WHAT YOU HAVE TO DO:
From the listing below, pull each line that includes "TypeScript".

RECORD LIST:
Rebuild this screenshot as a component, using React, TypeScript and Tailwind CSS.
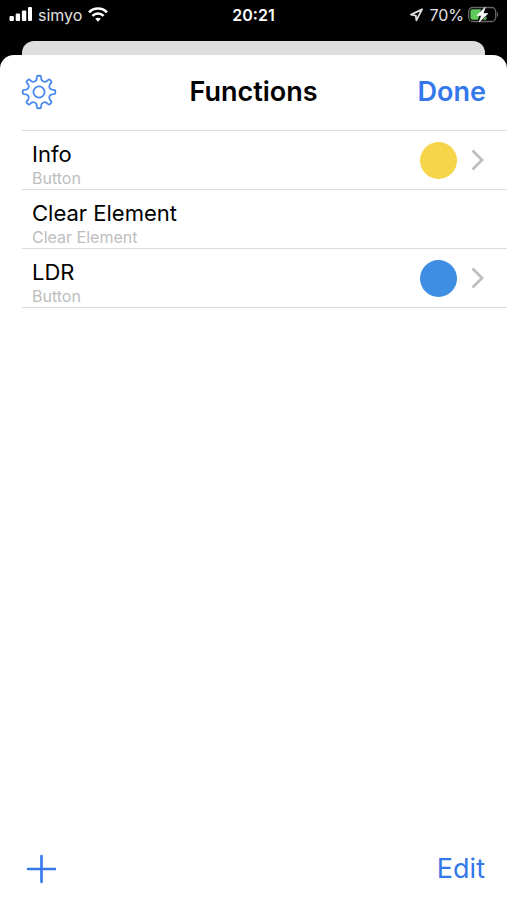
import React from 'react';

interface FunctionItem {
  name: string;
  kind: string;
  color?: string;
}

const items: FunctionItem[] = [
  { name: 'Info', kind: 'Button', color: 'bg-[#f6d54a]' },
  { name: 'Clear Element', kind: 'Clear Element' },
  { name: 'LDR', kind: 'Button', color: 'bg-[#3e8fe3]' },
];

// Outline of an eight-toothed gear around the origin
const gearPath = () => {
  const point = (r: number, deg: number) => {
    const a = (deg * Math.PI) / 180;
    return `${(r * Math.sin(a)).toFixed(2)} ${(-r * Math.cos(a)).toFixed(2)}`;
  };
  let d = '';
  for (let i = 0; i < 8; i++) {
    const c = i * 45;
    d += `${i === 0 ? 'M' : 'L'}${point(15.2, c - 8)}`;
    d += `Q${point(16.3, c - 7)} ${point(16.3, c - 4)}`;
    d += `L${point(16.3, c + 4)}`;
    d += `Q${point(16.3, c + 7)} ${point(15.2, c + 8)}`;
    d += `L${point(13.2, c + 10)}`;
    d += `C${point(11, c + 14)} ${point(11, c + 31)} ${point(13.2, c + 35)}`;
  }
  return d + 'Z';
};

const GearIcon: React.FC = () => (
  <svg viewBox="-18 -18 36 36" className="w-9 h-9" fill="none" stroke="#4a8af0" strokeWidth="1.8" strokeLinejoin="round">
    <path d={gearPath()} />
    <circle r="5.6" />
  </svg>
);

const StatusBar: React.FC = () => (
  <div className="h-[41px] px-2 pb-3 grid grid-cols-[1fr_auto_1fr] items-center text-white">
    <div className="flex items-center">
      <svg viewBox="0 0 24 16" className="w-6 h-4 mr-1.5" fill="#fff" aria-label="Signal">
        <rect x="1.5" y="9" width="4.4" height="5" rx="1" />
        <rect x="7.7" y="6.5" width="4.4" height="7.5" rx="1" />
        <rect x="13.9" y="3.5" width="4.4" height="10.5" rx="1" />
        <rect x="20" y="0" width="4" height="14" rx="1" />
      </svg>
      <span className="text-[16px] leading-5 text-[#e2e2e2]">simyo</span>
      <svg viewBox="0 0 20 16" className="w-5 h-4 ml-1.5" fill="none" stroke="#fff" strokeWidth="2.6" aria-label="Wi-Fi">
        <path d="M1 5.3C6 .3 14 .3 19 5.3" />
        <path d="M4.4 8.9c3.2-3.2 8-3.2 11.2 0" />
        <path d="M10 14.7l-2.8-2.9c1.6-1.5 4-1.5 5.6 0z" fill="#fff" stroke="none" />
      </svg>
    </div>
    <span className="text-[16px] leading-5 font-semibold">20:21</span>
    <div className="flex items-center justify-end">
      <svg viewBox="0 0 14 14" className="w-3.5 h-3.5 mr-1.5" fill="none" stroke="#dcdcdc" strokeWidth="1.8" strokeLinejoin="round" aria-label="Location">
        <path d="M13 1.4L2 6.6l4.8 1 .6 4.8z" />
      </svg>
      <span className="text-[16px] leading-5 text-[#e2e2e2]">70%</span>
      <svg viewBox="0 0 31 18" className="w-[31px] h-[18px] ml-1" aria-label="Battery">
        <rect x=".7" y="1.5" width="27" height="14" rx="4" fill="none" stroke="#666" strokeWidth="1.3" />
        <path d="M4.8 3.2h8.2L10 13.8H4.8a2.4 2.4 0 0 1-2.4-2.4V5.6a2.4 2.4 0 0 1 2.4-2.4z" fill="#5fc95c" />
        <path d="M14.5 13.8l4-3.6v2.2q0 1.4-1.4 1.4z" fill="#5fc95c" />
        <path d="M29 6c1.6.6 1.6 4.4 0 5z" fill="#666" />
        <path d="M17.2 1.2L8.8 9.6h4.6l-2.2 6.4 8.8-8.6h-4.8z" fill="#fff" stroke="#fff" strokeWidth=".6" strokeLinejoin="round" />
      </svg>
    </div>
  </div>
);

const App: React.FC = () => {
  return (
    <div className="min-h-screen bg-black flex flex-col font-['Inter','Liberation_Sans',sans-serif]">
      <StatusBar />

      {/* Edge of the screen behind the sheet */}
      <div className="mx-[22px] h-3.5 rounded-t-[12px] bg-[#dedede]" />

      <main className="flex-1 flex flex-col bg-white rounded-t-[14px]">
        <header className="h-[75px] pb-0.5 px-[21px] grid grid-cols-[1fr_auto_1fr] items-center">
          <button type="button" aria-label="Settings" className="justify-self-start">
            <GearIcon />
          </button>
          <h1 className="text-[27px] leading-8 font-semibold text-black">Functions</h1>
          <button type="button" className="justify-self-end text-[27px] leading-8 font-semibold text-[#3478ec]">
            Done
          </button>
        </header>

        <ul className="ml-[22px] border-t border-[#dcdcdc]">
          {items.map((item) => (
            <li key={item.name} className="h-[59px] pl-2.5 pr-[23px] flex items-center justify-between border-b border-[#dcdcdc]">
              <div className="pt-2">
                <p className="text-[22px] leading-7 text-black">{item.name}</p>
                <p className="text-[16px] leading-5 text-[#bdbdbd]">{item.kind}</p>
              </div>
              {item.color && (
                <button type="button" aria-label={`Open ${item.name}`} className="flex items-center gap-3.5">
                  <span className={`w-[37px] h-[37px] rounded-full ${item.color}`} />
                  <svg viewBox="0 0 13 22" className="w-[13px] h-[22px]" fill="none" stroke="#bebebe" strokeWidth="2.8">
                    <path d="M1.5 1.5L11 11l-9.5 9.5" />
                  </svg>
                </button>
              )}
            </li>
          ))}
        </ul>

        <footer className="mt-auto h-[63px] px-[22px] flex items-center justify-between text-[#3478ec]">
          <button type="button" aria-label="Add function" className="pl-1">
            <svg viewBox="0 0 30 30" className="w-[30px] h-[30px]" fill="none" stroke="currentColor" strokeWidth="2.6" strokeLinecap="round">
              <path d="M15.5 2v26M2 15h27" />
            </svg>
          </button>
          <button type="button" className="text-[27px] leading-8">
            Edit
          </button>
        </footer>
      </main>
    </div>
  );
};

export default App;
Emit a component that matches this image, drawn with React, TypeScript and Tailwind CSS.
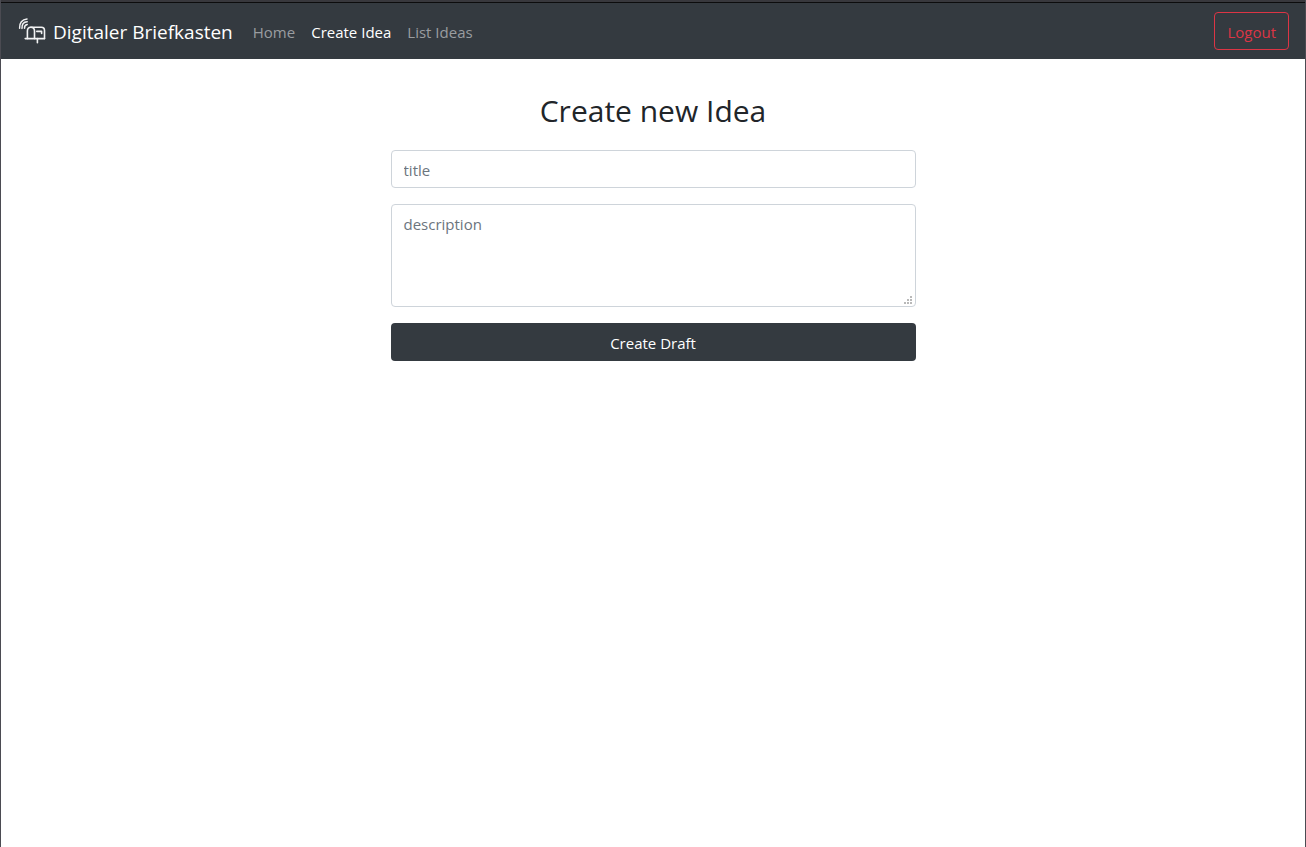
import React from "react";

function MailboxLogo() {
  return (
    <svg
      className="h-[30px] w-[30px] shrink-0"
      viewBox="0 0 30 30"
      fill="none"
      stroke="#f1f2f3"
      strokeLinecap="round"
      strokeLinejoin="round"
      aria-hidden="true"
    >
      <g strokeWidth="1.5">
        <path d="M2.6 12.2C2.2 7 5.2 3.3 10 3" />
        <path d="M5 12.4C4.8 8.6 6.8 6 10.2 5.8" />
        <path d="M7.5 12.2C7.4 10.2 8.4 8.8 10.2 8.5" />
      </g>
      <g strokeWidth="1.6">
        <path d="M10.4 22.6V15C10.4 12.6 11.8 11.2 13.8 11.2H24.4C26.4 11.2 27.5 12.6 27.5 14.6V22.6" />
        <path d="M13.8 11.2C16.2 11.2 17.5 12.6 17.5 15V22.6" />
        <path d="M8.2 22.6H27.5" />
        <path d="M20.4 22.6V26.8" />
        <path d="M19.8 15.4H24.6V17.4" />
      </g>
    </svg>
  );
}

const links = [
  { label: "Home", active: false },
  { label: "Create Idea", active: true },
  { label: "List Ideas", active: false },
];

export default function App() {
  return (
    <div className="flex min-h-screen flex-col border-x border-[#4b4b52] bg-white font-['Open_Sans','Noto_Sans',sans-serif] text-[15px] leading-6 text-[#212529]">
      <div className="h-[3px] border-b border-[#0c0c0d] bg-[#38383d]" />
      <nav className="flex h-14 items-center bg-[#343a40] px-4">
        <a href="#" className="mr-5 flex items-center gap-1.5 text-[19px] leading-[30px] text-white">
          <MailboxLogo />
          <span className="pt-0.5">Digitaler Briefkasten</span>
        </a>
        <ul className="flex gap-4 pt-0.5">
          {links.map((link) => (
            <li key={link.label}>
              <a
                href="#"
                aria-current={link.active ? "page" : undefined}
                className={link.active ? "text-white" : "text-[#9a9da0]"}
              >
                {link.label}
              </a>
            </li>
          ))}
        </ul>
        <button
          type="button"
          className="ml-auto h-[38px] rounded border border-[#dc3545] px-3 pt-0.5 text-[#dc3545]"
        >
          Logout
        </button>
      </nav>
      <main className="mx-auto w-full max-w-[525px] pt-8">
        <h1 className="mb-5 text-center text-[30px] leading-[39px]">Create new Idea</h1>
        <form className="flex flex-col gap-4">
          <input
            type="text"
            aria-label="title"
            placeholder="title"
            className="h-[38px] w-full rounded border border-[#ced4da] px-3 pt-1 pb-0.5 placeholder:text-[#6c757d]"
          />
          <div className="relative">
            <textarea
              aria-label="description"
              placeholder="description"
              className="block h-[103px] w-full resize-none rounded border border-[#ced4da] px-3 py-[7px] placeholder:text-[#6c757d]"
            />
            <svg
              className="pointer-events-none absolute right-1 bottom-[3px] h-2 w-2"
              viewBox="0 0 8 8"
              fill="#b9b9b9"
              aria-hidden="true"
            >
              <path d="M6 0h2v2H6zM3 3h2v2H3zM6 3h2v2H6zM0 6h2v2H0zM3 6h2v2H3zM6 6h2v2H6z" />
            </svg>
          </div>
          <button type="submit" className="h-[38px] w-full rounded bg-[#343a40] px-3 pt-0.5 text-white">
            Create Draft
          </button>
        </form>
      </main>
    </div>
  );
}
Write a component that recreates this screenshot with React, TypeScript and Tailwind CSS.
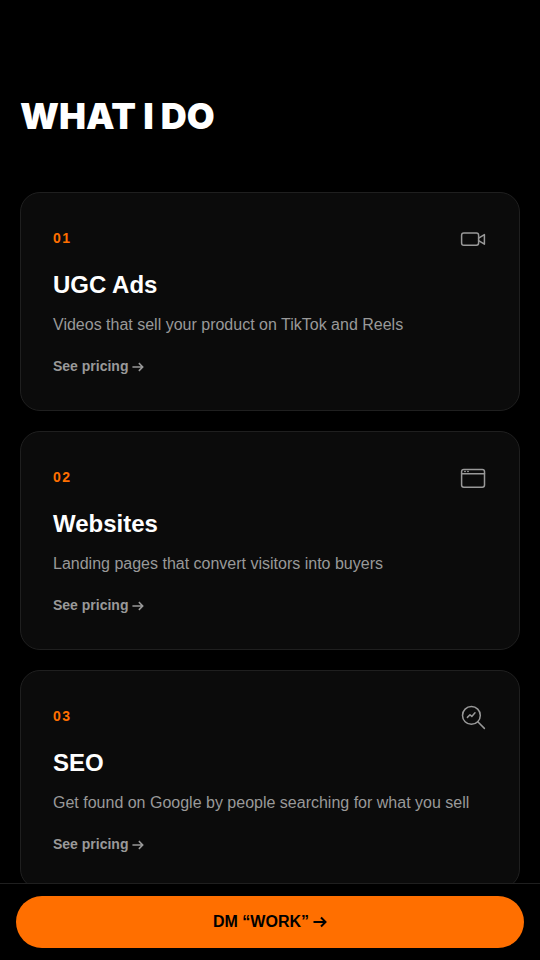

EXERCISE RESPONSE:
Rebuild this screenshot as a component, using React, TypeScript and Tailwind CSS.
Emit a component that matches this image, drawn with React, TypeScript and Tailwind CSS.
Write a component that recreates this screenshot with React, TypeScript and Tailwind CSS.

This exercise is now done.